The area of a circular sector is
1888 square centimetres and its central angle is 1.7 radians. Find the arc length of the sector
giving the answer to the nearest centimeter.
In this problem then, we have a
circular sector. We know its area is 1888 square
centimeters and we know its central angle, which we can call 𝜃, is 1.7 radians. We want to calculate the arc length
of the sector, which we often denote using the letter 𝑠. The key thing to note is that the
central angle of the sector is measured in radians. So the formulae that we’re going to
use for both the area of the sector and the arc length must be the formulae in
radians. Those are a half 𝑟 squared 𝜃 for
the area of the sector and 𝑟𝜃 for the arc length.

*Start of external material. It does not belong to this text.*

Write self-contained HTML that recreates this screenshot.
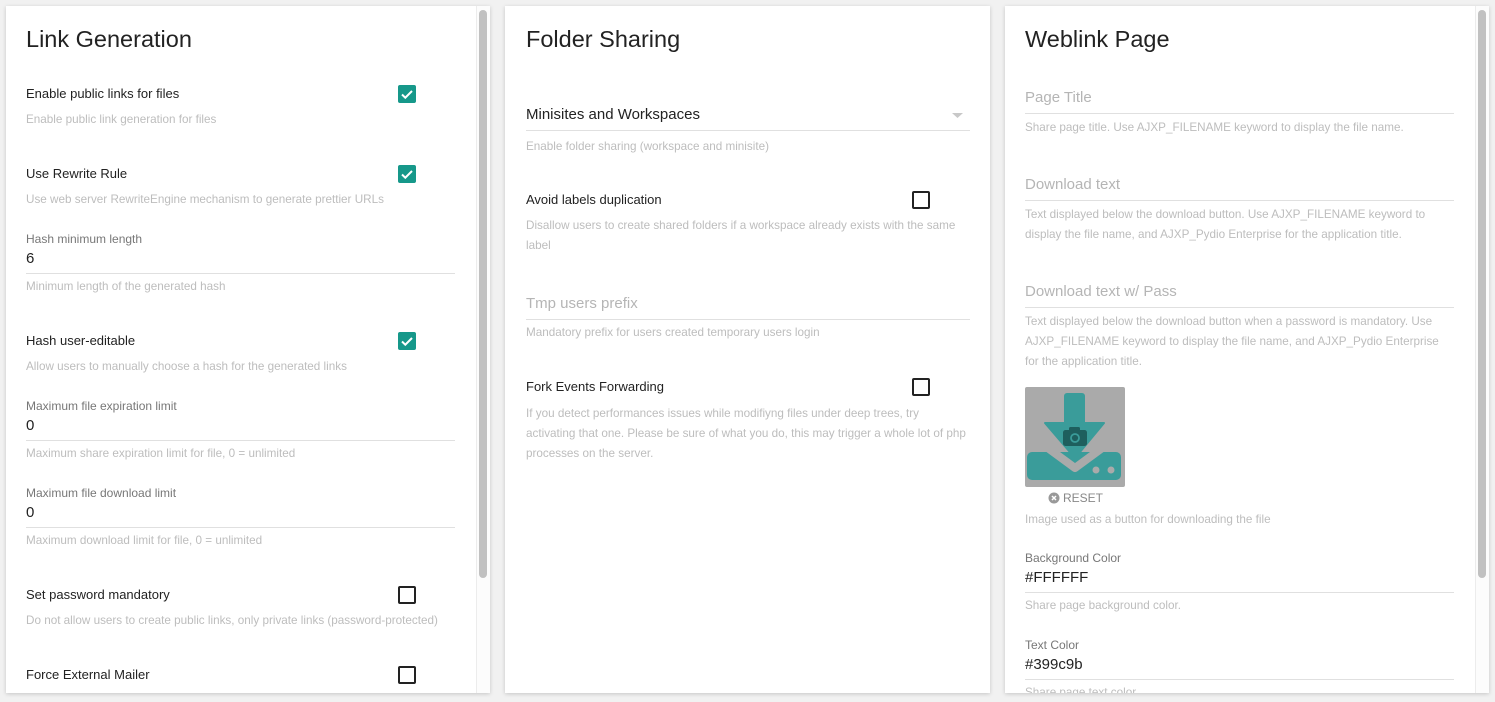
<!DOCTYPE html>
<html><head><meta charset="utf-8"><style>
*{margin:0;padding:0;box-sizing:border-box}
body{width:1495px;height:702px;background:#f1f1f1;font-family:"Liberation Sans",Roboto,sans-serif;position:relative;overflow:hidden}
.p{position:absolute;top:6px;height:687px;background:#fff;box-shadow:0 1px 4px rgba(0,0,0,.18);overflow:hidden}
.a{position:absolute;white-space:nowrap}
.h{font-size:23.5px;color:#222;line-height:30px}
.l{font-size:13px;color:#222;line-height:16px}
.d{font-size:11.7px;color:#bdbdbd;line-height:20px}
.f{font-size:12px;color:#777;line-height:16px}
.v{font-size:15px;color:#222;line-height:20px}
.ph{font-size:15px;color:#b5b5b5;line-height:20px}
.ln{position:absolute;height:1px;background:#e0e0e0}
.cb{position:absolute;width:18px;height:18px;border-radius:2px}
.on{background:#16988a}
.off{border:2px solid #222}
.sb{position:absolute;top:4px;width:8px;height:568px;background:#c1c1c1;border-radius:4px}
.tr{position:absolute;top:0;width:14px;height:687px;border-left:1px solid #ececec;background:#fcfcfc}
</style></head><body>
<div class="p" style="left:6px;width:484px">
<div class="tr" style="left:470px"></div><div class="sb" style="left:473px"></div>
</div>
<div class="p" style="left:505px;width:485px"></div>
<div class="p" style="left:1005px;width:484px">
<div class="tr" style="left:470px"></div><div class="sb" style="left:473px"></div>
</div>

<!-- panel 1 -->
<div class="a h" style="left:26px;top:24px">Link Generation</div>
<div class="a l" style="left:26px;top:86px">Enable public links for files</div>
<div class="a d" style="left:26px;top:110px">Enable public link generation for files</div>
<div class="a l" style="left:26px;top:166px">Use Rewrite Rule</div>
<div class="a d" style="left:26px;top:190px">Use web server RewriteEngine mechanism to generate prettier URLs</div>
<div class="a f" style="left:26px;top:231px">Hash minimum length</div>
<div class="a v" style="left:26px;top:249px">6</div>
<div class="ln" style="left:26px;width:429px;top:273px"></div>
<div class="a d" style="left:26px;top:277px">Minimum length of the generated hash</div>
<div class="a l" style="left:26px;top:333px">Hash user-editable</div>
<div class="a d" style="left:26px;top:357px">Allow users to manually choose a hash for the generated links</div>
<div class="a f" style="left:26px;top:398px">Maximum file expiration limit</div>
<div class="a v" style="left:26px;top:416px">0</div>
<div class="ln" style="left:26px;width:429px;top:440px"></div>
<div class="a d" style="left:26px;top:444px">Maximum share expiration limit for file, 0 = unlimited</div>
<div class="a f" style="left:26px;top:485px">Maximum file download limit</div>
<div class="a v" style="left:26px;top:503px">0</div>
<div class="ln" style="left:26px;width:429px;top:527px"></div>
<div class="a d" style="left:26px;top:531px">Maximum download limit for file, 0 = unlimited</div>
<div class="a l" style="left:26px;top:587px">Set password mandatory</div>
<div class="a d" style="left:26px;top:611px">Do not allow users to create public links, only private links (password-protected)</div>
<div class="a l" style="left:26px;top:667px">Force External Mailer</div>

<svg class="cb on" style="left:398px;top:85px" viewBox="0 0 18 18"><path d="M4 9.5l3.3 3.2L14 6" stroke="#fff" stroke-width="2" fill="none"/></svg>
<svg class="cb on" style="left:398px;top:165px" viewBox="0 0 18 18"><path d="M4 9.5l3.3 3.2L14 6" stroke="#fff" stroke-width="2" fill="none"/></svg>
<svg class="cb on" style="left:398px;top:332px" viewBox="0 0 18 18"><path d="M4 9.5l3.3 3.2L14 6" stroke="#fff" stroke-width="2" fill="none"/></svg>
<div class="cb off" style="left:398px;top:586px"></div>
<div class="cb off" style="left:398px;top:666px"></div>

<!-- panel 2 -->
<div class="a h" style="left:526px;top:24px">Folder Sharing</div>
<div class="a v" style="left:526px;top:105px">Minisites and Workspaces</div>
<svg class="a" style="left:952px;top:113px" width="12" height="6"><path d="M0 0h11L5.5 5z" fill="#c8c8c8"/></svg>
<div class="ln" style="left:526px;width:444px;top:130px"></div>
<div class="a d" style="left:526px;top:137px">Enable folder sharing (workspace and minisite)</div>
<div class="a l" style="left:526px;top:192px">Avoid labels duplication</div>
<div class="cb off" style="left:912px;top:191px"></div>
<div class="a d" style="left:526px;top:216px;white-space:normal;width:445px">Disallow users to create shared folders if a workspace already exists with the same label</div>
<div class="a ph" style="left:526px;top:294px">Tmp users prefix</div>
<div class="ln" style="left:526px;width:444px;top:319px"></div>
<div class="a d" style="left:526px;top:323px">Mandatory prefix for users created temporary users login</div>
<div class="a l" style="left:526px;top:379px">Fork Events Forwarding</div>
<div class="cb off" style="left:912px;top:378px"></div>
<div class="a d" style="left:526px;top:404px;white-space:normal;width:440px">If you detect performances issues while modifiyng files under deep trees, try activating that one. Please be sure of what you do, this may trigger a whole lot of php processes on the server.</div>

<!-- panel 3 -->
<div class="a h" style="left:1025px;top:24px">Weblink Page</div>
<div class="a ph" style="left:1025px;top:88px">Page Title</div>
<div class="ln" style="left:1025px;width:429px;top:113px"></div>
<div class="a d" style="left:1025px;top:118px">Share page title. Use AJXP_FILENAME keyword to display the file name.</div>
<div class="a ph" style="left:1025px;top:175px">Download text</div>
<div class="ln" style="left:1025px;width:429px;top:200px"></div>
<div class="a d" style="left:1025px;top:205px;white-space:normal;width:425px">Text displayed below the download button. Use AJXP_FILENAME keyword to display the file name, and AJXP_Pydio Enterprise for the application title.</div>
<div class="a ph" style="left:1025px;top:282px">Download text w/ Pass</div>
<div class="ln" style="left:1025px;width:429px;top:307px"></div>
<div class="a d" style="left:1025px;top:312px;white-space:normal;width:425px">Text displayed below the download button when a password is mandatory. Use AJXP_FILENAME keyword to display the file name, and AJXP_Pydio Enterprise for the application title.</div>
<svg class="a" style="left:1025px;top:387px" width="100" height="100" viewBox="0 0 100 100">
<rect width="100" height="100" rx="2" fill="#aaa"/>
<rect x="2" y="65" width="94" height="28" rx="5" fill="#3a9c9a"/>
<path d="M16 56L50 81L84 56" stroke="#aaa" stroke-width="8" fill="none" stroke-linejoin="round"/>
<rect x="39" y="6" width="21" height="34" rx="3" fill="#3a9c9a"/>
<path d="M20 36H79L50 71Z" fill="#3a9c9a" stroke="#3a9c9a" stroke-width="2" stroke-linejoin="round"/>
<circle cx="71" cy="83" r="3.5" fill="#aaa"/><circle cx="86" cy="83" r="3.5" fill="#aaa"/>
<rect x="38" y="43" width="24" height="16" rx="2.5" fill="#1e5f5e"/><rect x="44" y="40" width="11" height="5" rx="1.5" fill="#1e5f5e"/>
<circle cx="50" cy="51" r="4" fill="none" stroke="#3a9c9a" stroke-width="1.8"/>
</svg>
<svg class="a" style="left:1048px;top:492px" width="12" height="12"><circle cx="6" cy="6" r="5.5" fill="#999"/><path d="M4 4l4 4M8 4l-4 4" stroke="#fff" stroke-width="1.5"/></svg>
<div class="a" style="left:1063px;top:490px;font-size:12px;color:#888;line-height:16px">RESET</div>
<div class="a d" style="left:1025px;top:510px">Image used as a button for downloading the file</div>
<div class="a f" style="left:1025px;top:550px">Background Color</div>
<div class="a v" style="left:1025px;top:568px">#FFFFFF</div>
<div class="ln" style="left:1025px;width:429px;top:592px"></div>
<div class="a d" style="left:1025px;top:596px">Share page background color.</div>
<div class="a f" style="left:1025px;top:637px">Text Color</div>
<div class="a v" style="left:1025px;top:655px">#399c9b</div>
<div class="ln" style="left:1025px;width:429px;top:679px"></div>
<div style="position:absolute;left:1005px;top:682px;width:470px;height:11px;overflow:hidden"><div class="a d" style="left:20px;top:1px">Share page text color.</div></div>
</body></html>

In order to calculate the arc
length then, we need to know both the radius and the central angle. Let’s use the information we were
given about the area to form an equation. The area is 1888 square
centimeters. We don’t know the radius, so we’ll
keep the letter 𝑟. And central angle 𝜃 in radians is
1.7. We can now solve this equation to
work out the radius of the sector, which we’ll then be able to substitute into our
formula for the arc length. We can multiply both sides of the
equation by two and then divide by 1.7 giving 𝑟 squared is equal to 1888 multiplied
by two over 1.7, which as a decimal is 2221.176.

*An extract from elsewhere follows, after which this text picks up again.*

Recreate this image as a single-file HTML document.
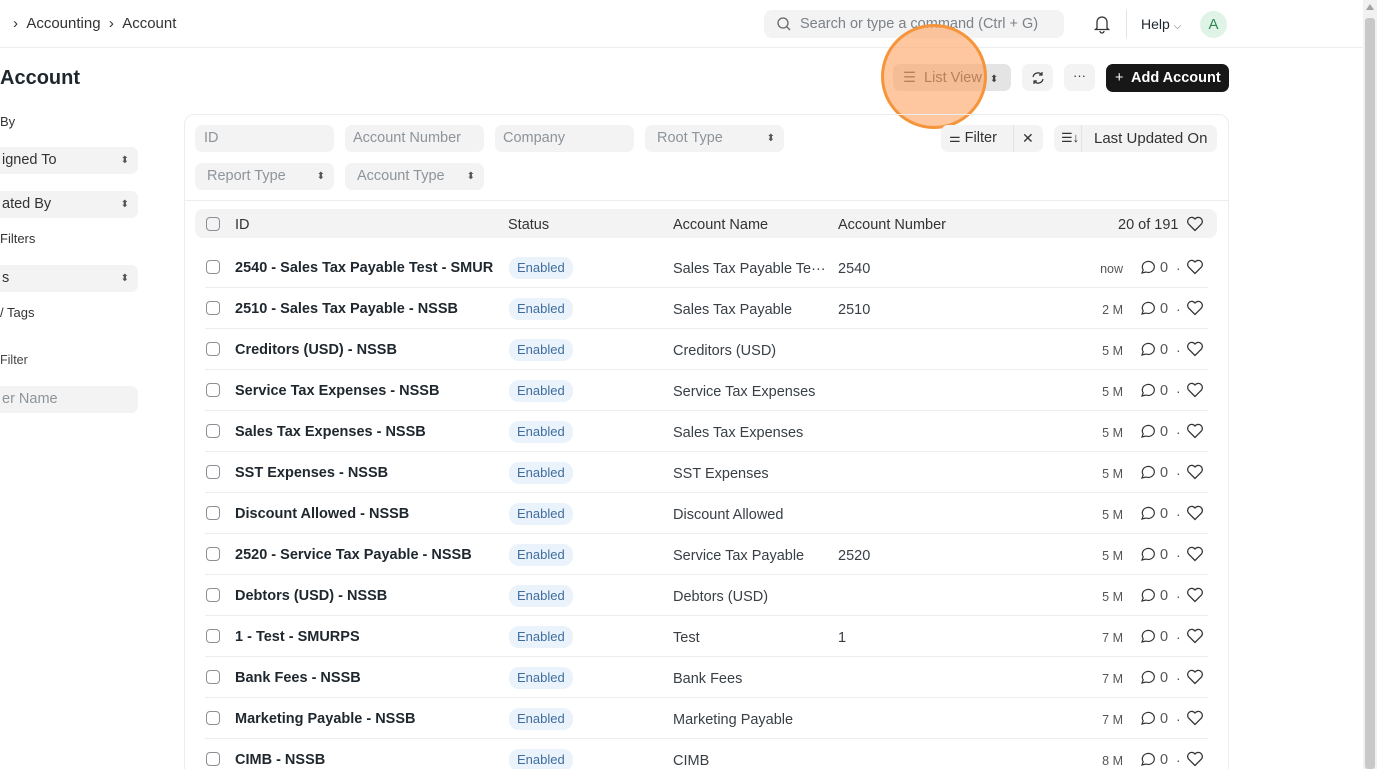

To solve for 𝑟, we take the square
root of each side of this equation, taking only the positive value as 𝑟 represents
a length. That gives 47.129, and we’ll keep
this exact value on our calculator display for now. So we’ve now calculated the radius
of the sector, and all that remains is to calculate the arc length. Using the formula arc length equals
𝑟𝜃, we multiply the value we’ve just calculated by the central angle of 1.7, which
gives 80.119. We were asked to give an answer to
the nearest centimeter, so we round down. Using the known area and the known
central angle of this circular sector then, we’ve calculated that the arc length to
the nearest centimeter is 80 centimeters.